I watched Bridge of Spies recently while on an oversea trip and I thought it was good.  But it wasn’t great.  The same with Lincoln.  It was a pretty average movie, certainly not on par with Spielberg’s earlier work—like The Color Purple or Always.  Now in my opinion, Steven Spielberg earned the right to make whatever movie he wants to.  He had a string of films from 1975 to 1993 that dominated the box office and essentially made Universal Studios a successful business.  Without Steven Spielberg, there would be no Universal Studios, Florida theme park.  From E.T. to Jaws, Jurassic Park, to the Transformer series—even Back to the Future—if it wasn’t for Spielberg, there would be nothing.  Likely, the brilliant film composer John Williams would still be in obscurity and unknown if he had not fallen into the fortune of working with Spielberg then his friend George Lucas in the late 70s.  It is important to understand that all of Spielberg’s early success and the industry of Hollywood essentially, came as a result of him dropping out of college.  Clearly, Spielberg doesn’t understand the Metaphysics of Quality.  He has natural talent that was best utilized as a direct result of his individual mind, not the collective efforts of team collaboration.  He is a collaborator, obviously, otherwise he wouldn’t be a great film director, but in essence, his trust in his abilities drove everyone from the front, not from the boardroom of collective input.  Once Spielberg allowed for that type of collective—“worldly” thinking, the value of his work decreased immensely.  Spielberg no longer means GREAT!  Now it just means—interesting.

All the world can teach us is to be average, and submissive to its limits.  That is the Spielberg after 1993 to the present—a broken man who has fallen into the rut of “average.”  He no longer strives for perfection, or his place in history as a great filmmaker.  He is surrounded by “yes men” and second-handers—and that includes the last four presidents of the United States.  I still watch his movies, but often I wait until I can catch up to them a few years after their release.  They are no longer for me opening night events—and that makes the world not a better place, but a far worse one.  I would say that the movie industry was better off with Spielberg produced films like Batteries Not Included and Gremlins than it is with Munich or that stupid movie he did with Oprah recently about French food.

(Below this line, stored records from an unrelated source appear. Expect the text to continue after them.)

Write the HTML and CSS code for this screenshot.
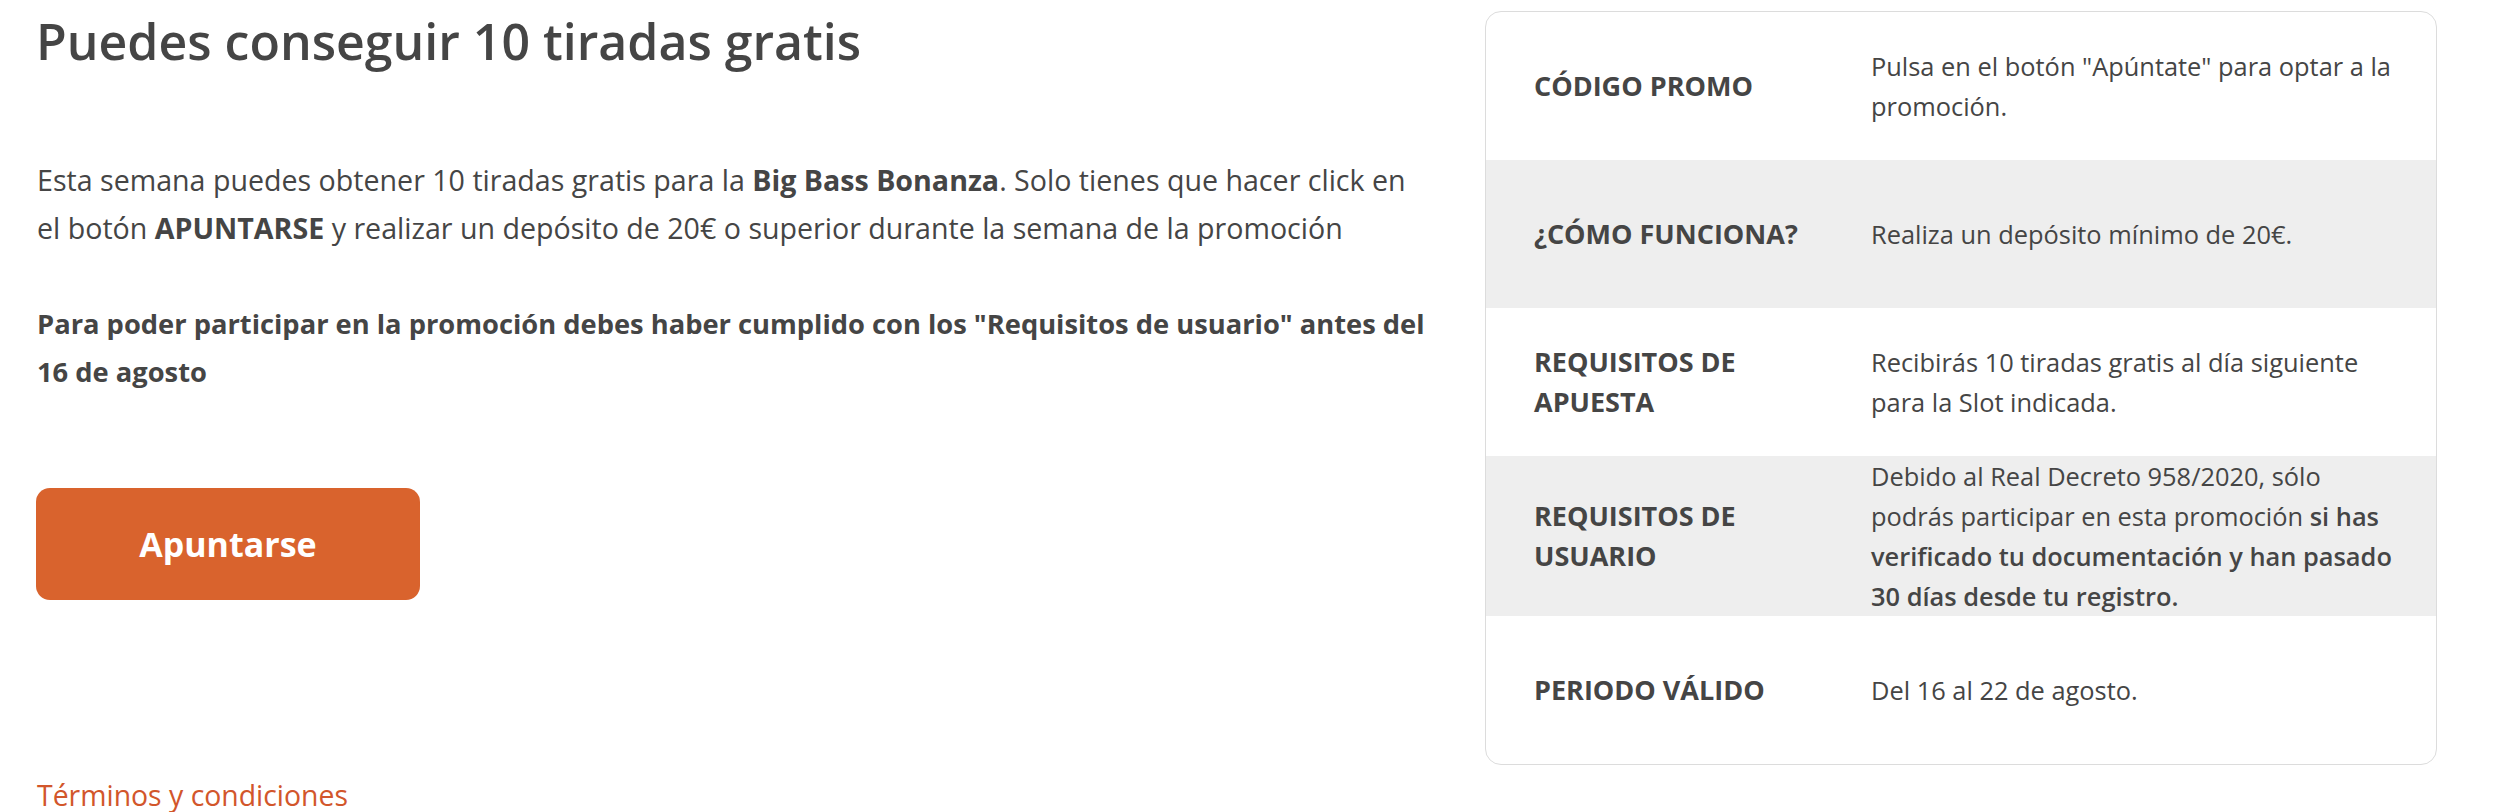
FILE: index.html
```html
<!DOCTYPE html>
<html>
<head>
	<meta charset="utf-8">
	<title>Tiradas gratis</title>
	<link rel="stylesheet" href="styles.css">
</head>
<body>
	<main class="promo">
		<section class="promo-info">
			<h1 class="promo-title">Puedes conseguir 10 tiradas gratis</h1>
			<p class="promo-text">Esta semana puedes obtener 10 tiradas gratis para la <strong>Big Bass Bonanza</strong>. Solo tienes que hacer click en el botón <strong>APUNTARSE</strong> y realizar un depósito de 20€ o superior durante la semana de la promoción</p>
			<p class="promo-text promo-note">Para poder participar en la promoción debes haber cumplido con los "Requisitos de usuario" antes del 16 de agosto</p>
			<button class="join">Apuntarse</button>
			<a class="terms" href="#">Términos y condiciones</a>
		</section>
		<aside class="promo-card">
			<div class="row">
				<div class="label">CÓDIGO PROMO</div>
				<div class="value">Pulsa en el botón "Apúntate" para optar a la promoción.</div>
			</div>
			<div class="row">
				<div class="label">¿CÓMO FUNCIONA?</div>
				<div class="value">Realiza un depósito mínimo de 20€.</div>
			</div>
			<div class="row">
				<div class="label">REQUISITOS DE APUESTA</div>
				<div class="value">Recibirás 10 tiradas gratis al día siguiente para la Slot indicada.</div>
			</div>
			<div class="row">
				<div class="label">REQUISITOS DE USUARIO</div>
				<div class="value">Debido al Real Decreto 958/2020, sólo podrás participar en esta promoción <strong>si has verificado tu documentación y han pasado 30 días desde tu registro.</strong></div>
			</div>
			<div class="row">
				<div class="label">PERIODO VÁLIDO</div>
				<div class="value">Del 16 al 22 de agosto.</div>
			</div>
		</aside>
	</main>
</body>
</html>
```

FILE: styles.css
```css
/* fonts */
body {
	font-family: "Open Sans", "DejaVu Sans", sans-serif;
	color: #454545;
}

.promo-title {
	font-size: 50px;
	font-weight: 600;
	line-height: 60px;
}

.promo-text {
	font-size: 28.6px;
	line-height: 48px;
}

.promo-note {
	font-weight: 700;
	font-size: 27.3px;
}

.join {
	font-family: inherit;
	font-size: 34px;
	font-weight: 700;
}

.terms {
	font-size: 28.4px;
}

.label {
	font-size: 27px;
	font-weight: 700;
	line-height: 40px;
}

.value {
	font-size: 25.4px;
	line-height: 40px;
}

.value strong {
	font-weight: 600;
}

/* layout */
body {
	margin: 0;
}

.promo {
	display: flex;
	align-items: flex-start;
	gap: 56px;
	padding: 11px 0 0 36px;
}

.promo-info {
	width: 1393px;
	flex: none;
}

.promo-title {
	margin: 0 0 85px;
}

.promo-text {
	margin: 0 0 48px 1px;
}

.promo-note {
	margin-bottom: 92px;
}

.join {
	display: block;
	width: 384px;
	height: 112px;
	margin-bottom: 176px;
}

.terms {
	display: inline-block;
	margin-left: 1px;
}

.promo-card {
	width: 950px;
	flex: none;
	overflow: hidden;
}

.row {
	display: grid;
	grid-template-columns: 337px 1fr;
	align-items: center;
	min-height: 148px;
	padding: 0 30px 0 48px;
}

.label {
	padding-right: 30px;
}

/* colors */
.promo-card {
	border: 1px solid #dcdcdc;
	border-radius: 16px;
	background-color: #fff;
}

.row:nth-child(even) {
	background-color: #eeeeee;
}

.join {
	color: #fff;
	background-color: #d9632d;
	border: 0;
	border-radius: 14px;
}

.terms {
	color: #d2562b;
	text-decoration: none;
}
```
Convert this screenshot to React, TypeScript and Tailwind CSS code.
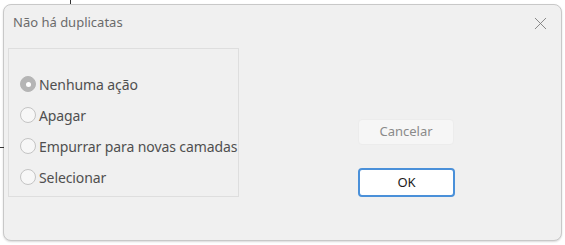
import { X } from 'lucide-react';

const options = ['Nenhuma ação', 'Apagar', 'Empurrar para novas camadas', 'Selecionar'];

function Radio({ checked }: { checked: boolean }) {
  return (
    <span
      className={
        'flex h-[16px] w-[16px] shrink-0 items-center justify-center rounded-full border ' +
        (checked ? 'border-[#b5b5b5] bg-[#b5b5b5]' : 'border-[#c4c4c4] bg-[#f7f7f7]')
      }
    >
      {checked && <span className="h-[5px] w-[5px] rounded-full bg-white" />}
    </span>
  );
}

export default function App() {
  return (
    <div className="relative h-[245px] w-[565px] overflow-hidden bg-white pl-[3px] pt-[4px] font-['Noto_Sans',sans-serif]">
      {/* bits of the window behind */}
      <div className="absolute left-[70px] top-0 h-[4px] w-[1px] bg-[#333]" />
      <div className="absolute left-0 top-[147px] h-[1px] w-[4px] bg-[#333]" />

      <div className="flex h-[237px] w-[559px] flex-col rounded-[8px] border border-[#c8c8c8] bg-[#f0f0f0] shadow-[0_1px_2px_rgba(0,0,0,0.15)]">
        <div className="flex h-[36px] items-center justify-between pl-[9px] pr-[10px]">
          <span className="text-[13px] text-[#6b6b6b]">Não há duplicatas</span>
          <X size={21} strokeWidth={1} className="text-[#7a7a7a]" />
        </div>

        <div className="flex pl-[4px] pt-[7px]">
          <div className="flex h-[149px] w-[231px] flex-col gap-[13px] border border-[#dedede] pl-[11px] pt-[26px]">
            {options.map((o, i) => (
              <label key={o} className="flex h-[18px] items-center gap-[3px] text-[14px] text-[#4f4f4f]">
                <Radio checked={i === 0} />
                <span className="whitespace-nowrap tracking-[-0.1px]">{o}</span>
              </label>
            ))}
          </div>

          <div className="ml-[119px] flex flex-col gap-[23px] pt-[71px]">
            <button className="h-[26px] w-[96px] rounded-[4px] border border-[#ececec] bg-[#f6f6f6] text-[13px] text-[#8a8a8a]">
              Cancelar
            </button>
            <button className="h-[29px] w-[97px] rounded-[4px] border-2 border-[#4a90d9] bg-white text-[13px] text-[#1a1a1a]">
              OK
            </button>
          </div>
        </div>
      </div>
    </div>
  );
}
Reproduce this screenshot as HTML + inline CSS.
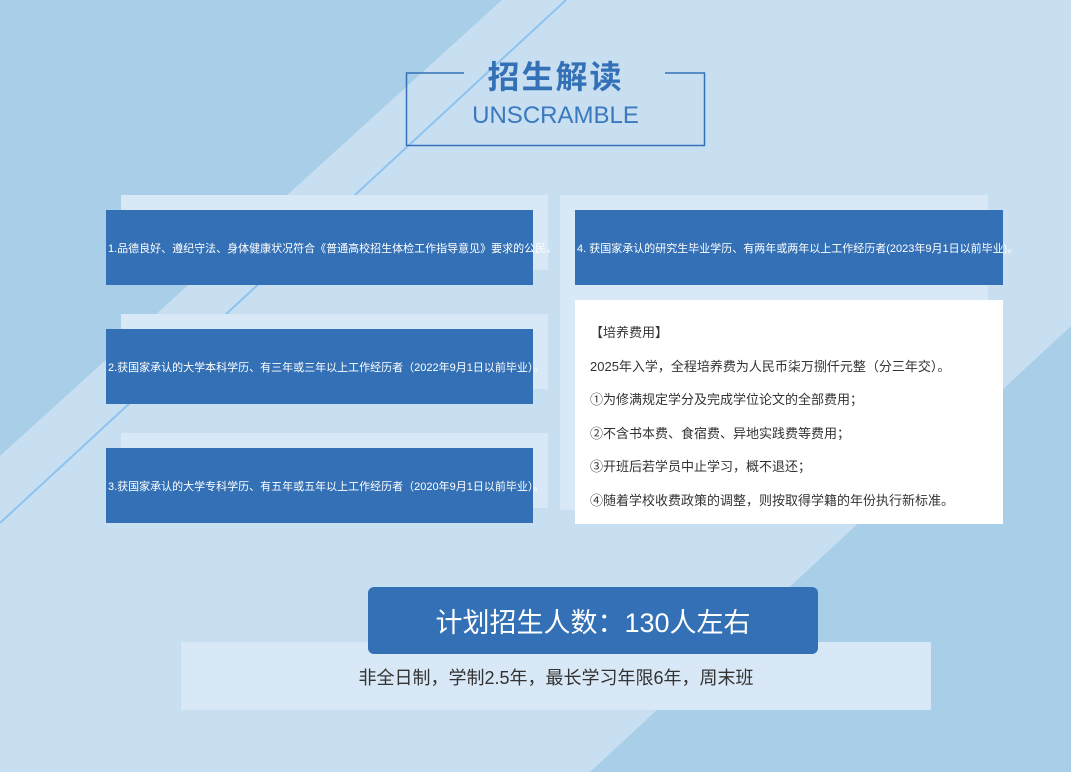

Spielberg upon reading this might think I don’t know what I’m talking about, but he’d be wrong.  I grew up just a few miles from where he did in Cincinnati.  I’ve read many of the same books and have very similar interests.  The difference is, I never really grew up into an adult, and that was something that made Spielberg appealing as a filmmaker to many people who had lost their childhoods—as cynical adults.  I have fought that “growing up,” because I don’t see the value in it.  Colleges are more about crushing individuality into a collective mush, and that is not a good thing.  Intellectuals call that “worldly” I call it “defeated.”   I deal with really smart people every day—several of them with doctoral degrees and often they require me to navigate for them through the mine fields of business.  I have to waste a lot of time “re-teaching” them how to unthink all the garbage they learned in college to get back to their inner child.  Personally, I don’t think human beings should stop learning with the wonderment of children.  Sure adults need to be responsible caretakers of civilization, but getting through Harvard doesn’t do it—nor does getting honorary degrees.  Success comes from individuality, and it is something that is very unique.  They don’t’ teach success in college.  They teach compliance.

I honestly miss Steven Spielberg.  I am grateful he has done what he did, but I miss the energy and hope of his pre-college work.  He calls them “escapism” films but the important thing to ask is why people feel a need to escape in the first place.  What is it they want relief from?  It is the world of college destroyed autonomous thinking that has ruined the minds of millions of otherwise very smart people.   Steven used to give people hope that life wasn’t so bland.  Now his movies are about accepting how bland it is—because that’s the world view he learned in college—and it’s quite sad.  What he told the Harvard graduating class is probably the worst advice anybody could probably give those young minds.  But then again, Steven had the same advice given to him—which he followed toward his own destruction—and the eventual destruction of the entire film industry coming soon to a multiplex near you.  Escapism is good when the world wants to throw shackles on your mind and destroy it for collectivist consumption.  And that used to be why Spielberg films were always so special—and why they no longer are.